= James H. Humphrey =

James H. (Harry) Humphrey (February 26, 1911 - July 11, 2008) was an educator and leader in the field of physical education.

==Education==
Humphrey earned a bachelor's degree from Denison University, and continued his education at Case Western Reserve University, where he earned a master's degree. He later earned a doctorate from Boston University.

==Career==
Humphrey served as Director of Health and Physical Education for Bedford, Ohio City Schools. From 1943 to 1945, he took a leave of absence to serve as a physical training officer in the U.S. Naval Reserve.
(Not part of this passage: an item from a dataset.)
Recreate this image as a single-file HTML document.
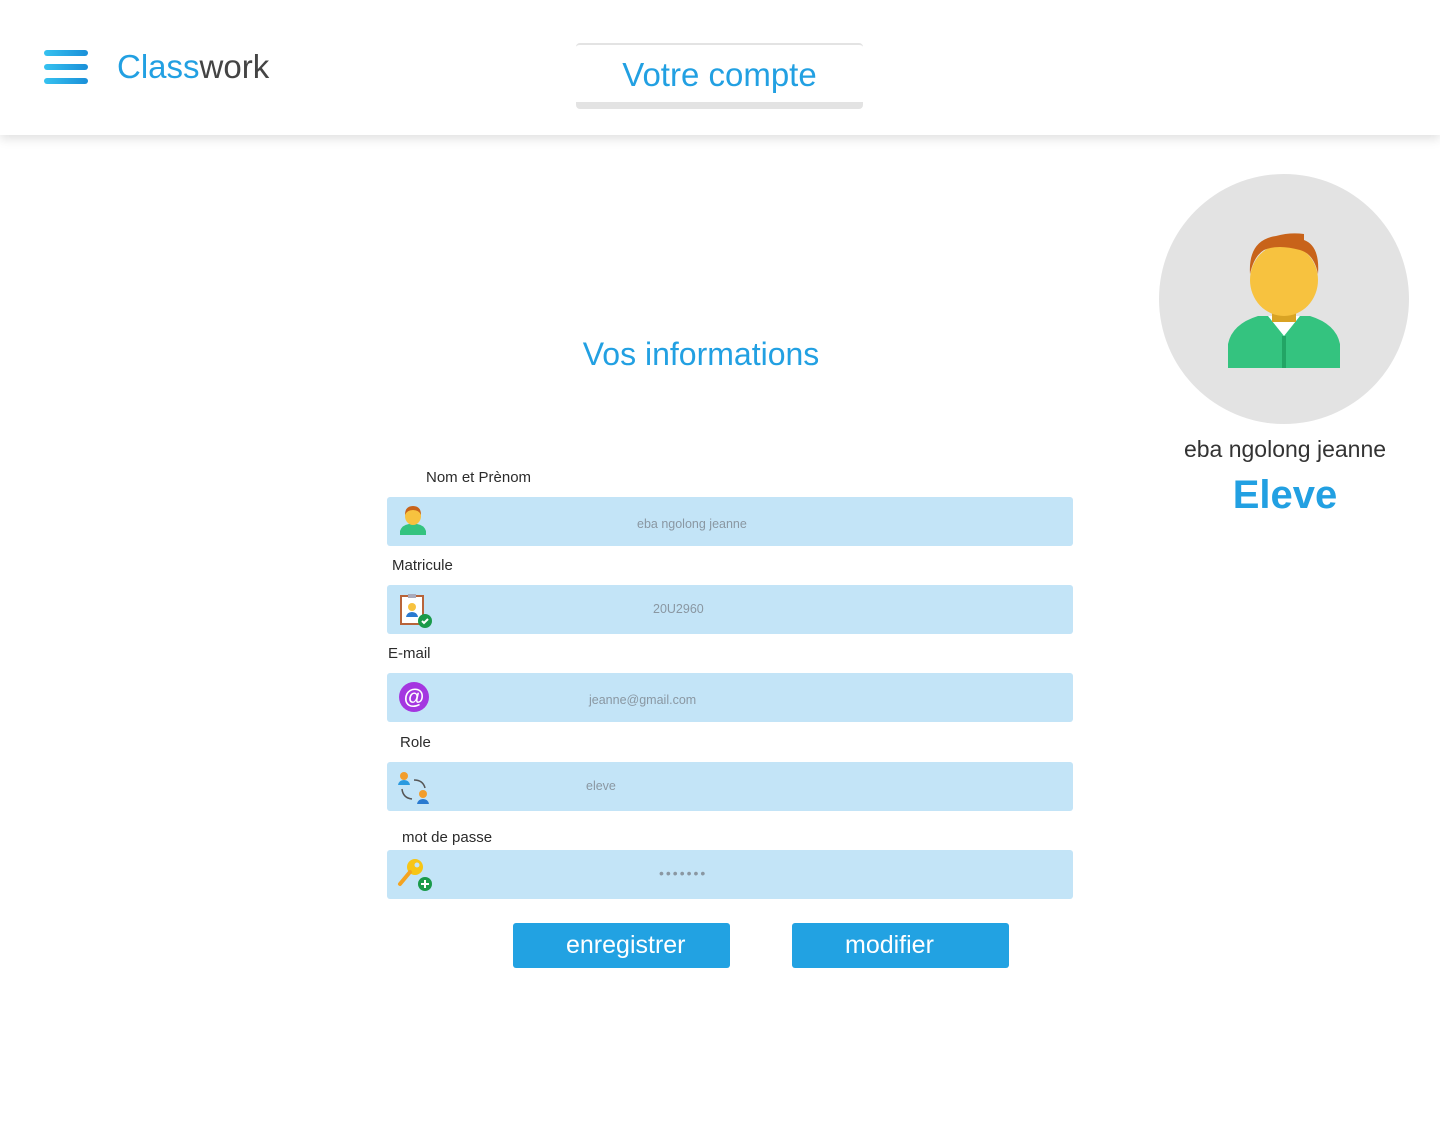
<!DOCTYPE html>
<html><head><meta charset="utf-8"><style>
*{margin:0;padding:0;box-sizing:border-box}
body{width:1440px;height:1132px;background:#fff;font-family:"Liberation Sans",sans-serif;position:relative;overflow:hidden}
.hdr{position:absolute;left:0;top:0;width:1440px;height:135px;background:#fff;box-shadow:0 4px 10px rgba(0,0,0,.12)}
.abs{position:absolute}
.blue{color:#22a0e2}
.field{position:absolute;left:387px;width:686px;height:49px;background:#c3e4f7;border-radius:3px}
.ph{position:absolute;top:3px;line-height:49px;font-size:12.5px;color:#8a97a2}
.lbl{position:absolute;font-size:15px;color:#2b2b2b}
.btn{position:absolute;top:923px;width:217px;height:45px;background:#22a2e2;border-radius:3px;color:#fff;font-size:25px;line-height:44px}
.ic{position:absolute;left:10px;top:6px}
</style></head><body>
<div class="hdr">
  <div class="abs" style="left:44px;top:50px;width:44px;height:6px;border-radius:3px;background:linear-gradient(90deg,#36c2f0,#1a8fd8)"></div>
  <div class="abs" style="left:44px;top:64px;width:44px;height:6px;border-radius:3px;background:linear-gradient(90deg,#36c2f0,#1a8fd8)"></div>
  <div class="abs" style="left:44px;top:78px;width:44px;height:6px;border-radius:3px;background:linear-gradient(90deg,#36c2f0,#1a8fd8)"></div>
  <div class="abs" style="left:117px;top:48px;font-size:33px;"><span class="blue">Class</span><span style="color:#444">work</span></div>
  <div class="abs" style="left:576px;top:43px;width:287px;height:66px;border-top:2px solid #e3e3e3;border-bottom:7px solid #e3e3e3;border-radius:4px;text-align:center;font-size:33px;line-height:60px" ><span class="blue">Votre compte</span></div>
</div>

<div class="abs blue" style="left:566px;top:336px;font-size:32px;width:270px;text-align:center">Vos informations</div>

<div class="abs" style="left:1159px;top:174px;width:250px;height:250px;border-radius:50%;background:#e3e3e3"></div>
<svg class="abs" style="left:1228px;top:232px" width="112" height="136" viewBox="0 0 112 136">
  <path d="M0 136 V112 Q4 92 30 84 H82 Q108 92 112 112 V136Z" fill="#34c37f"/>
  <path d="M56 136 V104" stroke="#22a565" stroke-width="4"/>
  <path d="M40 84 L56 104 L72 84Z" fill="#fff"/>
  <rect x="44" y="72" width="24" height="18" fill="#d9a324"/>
  <ellipse cx="56" cy="48" rx="34" ry="36" fill="#f7c23f"/>
  <path d="M22 42 Q20 8 48 4 Q62 0 76 2 L76 8 Q92 14 90 42 Q86 22 72 18 Q50 12 36 18 Q26 24 22 42Z" fill="#c8631a"/>
</svg>
<div class="abs" style="left:1150px;top:436px;width:270px;text-align:center;font-size:23px;color:#333">eba ngolong jeanne</div>
<div class="abs blue" style="left:1150px;top:473px;width:270px;text-align:center;font-size:40px;font-weight:bold">Eleve</div>

<div class="lbl" style="left:426px;top:469px">Nom et Prènom</div>
<div class="field" style="top:497px">
  <svg class="ic" width="32" height="36" viewBox="0 0 32 36"><path d="M3 32 V28 Q5 22 12 21 H20 Q27 22 29 28 V32Z" fill="#34c37f"/><ellipse cx="16" cy="13" rx="8" ry="9" fill="#f7c23f"/><path d="M8 12 Q8 3 16 3 Q24 3 24 12 Q22 7 16 7 Q10 7 8 12Z" fill="#c8631a"/></svg>
  <div class="ph" style="left:250px">eba ngolong jeanne</div>
</div>
<div class="lbl" style="left:392px;top:557px">Matricule</div>
<div class="field" style="top:585px">
  <svg class="ic" width="40" height="40" viewBox="0 0 40 40"><rect x="4" y="5" width="22" height="28" fill="#fff" stroke="#b8643a" stroke-width="2"/><rect x="11" y="3" width="8" height="4" fill="#aab"/><path d="M9 26 Q10 21 15 21 Q20 21 21 26Z" fill="#2a7ad0"/><circle cx="15" cy="16" r="4" fill="#f7c23f"/><circle cx="28" cy="30" r="7" fill="#1a9a4a"/><path d="M25 30 l2 2 4-4" stroke="#fff" stroke-width="2" fill="none"/></svg>
  <div class="ph" style="left:266px;top:0">20U2960</div>
</div>
<div class="lbl" style="left:388px;top:645px">E-mail</div>
<div class="field" style="top:673px">
  <svg class="ic" width="34" height="34" viewBox="0 0 34 34"><circle cx="17" cy="18" r="15" fill="#a436e0"/><text x="17" y="25" font-size="21" text-anchor="middle" fill="#fff" font-family="Liberation Sans" font-weight="bold">@</text></svg>
  <div class="ph" style="left:202px;top:3px">jeanne@gmail.com</div>
</div>
<div class="lbl" style="left:400px;top:734px">Role</div>
<div class="field" style="top:762px">
  <svg class="ic" width="36" height="40" viewBox="0 0 36 40"><circle cx="7" cy="8" r="4" fill="#f29d2c"/><path d="M1 17 Q2 12 7 12 Q12 12 13 17Z" fill="#2a9ae0"/><circle cx="26" cy="26" r="4" fill="#f29d2c"/><path d="M20 36 Q21 31 26 31 Q31 31 32 36Z" fill="#2a7ad0"/><path d="M17 12 Q26 12 28 20" stroke="#555" fill="none" stroke-width="1.5"/><path d="M5 21 Q6 30 15 31" stroke="#555" fill="none" stroke-width="1.5"/></svg>
  <div class="ph" style="left:199px;top:0">eleve</div>
</div>
<div class="lbl" style="left:402px;top:829px">mot de passe</div>
<div class="field" style="top:850px">
  <svg class="ic" width="40" height="40" viewBox="0 0 40 40"><circle cx="18" cy="11" r="8" fill="#f7c515"/><circle cx="20" cy="9" r="2.5" fill="#c3e4f7"/><path d="M13 16 L3 28" stroke="#f4a320" stroke-width="4" stroke-linecap="round"/><circle cx="28" cy="28" r="7" fill="#1a9a4a"/><path d="M28 24 v8 M24 28 h8" stroke="#fff" stroke-width="2"/></svg>
  <div class="ph" style="left:272px;top:-1px;letter-spacing:2px;font-size:14px">•••••••</div>
</div>

<div class="btn" style="left:513px;padding-left:53px">enregistrer</div>
<div class="btn" style="left:792px;padding-left:53px">modifier</div>
</body></html>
In 1951, he became Assistant Professor of Health and Physical Education at Michigan State University, holding the position for two years. In 1953, he joined the faculty of the University of Maryland and became a full professor in 1956.

==Contributions==
Humphrey wrote many textbooks, children's books, articles, and research reports in the field of physical education. He served as Research Editor of the Journal of School Health and as Director of the Institute on Research Design and Techniques in School and College Health Education. Humphrey's research was focused in the area of child education through motor activity. He argued that children tend to learn more readily when learning is associated with activity. Through his research, he developed the AMAV Technique, a procedure for teaching reading through movement. The AMAV Technique is widely used to assist children with reading difficulties.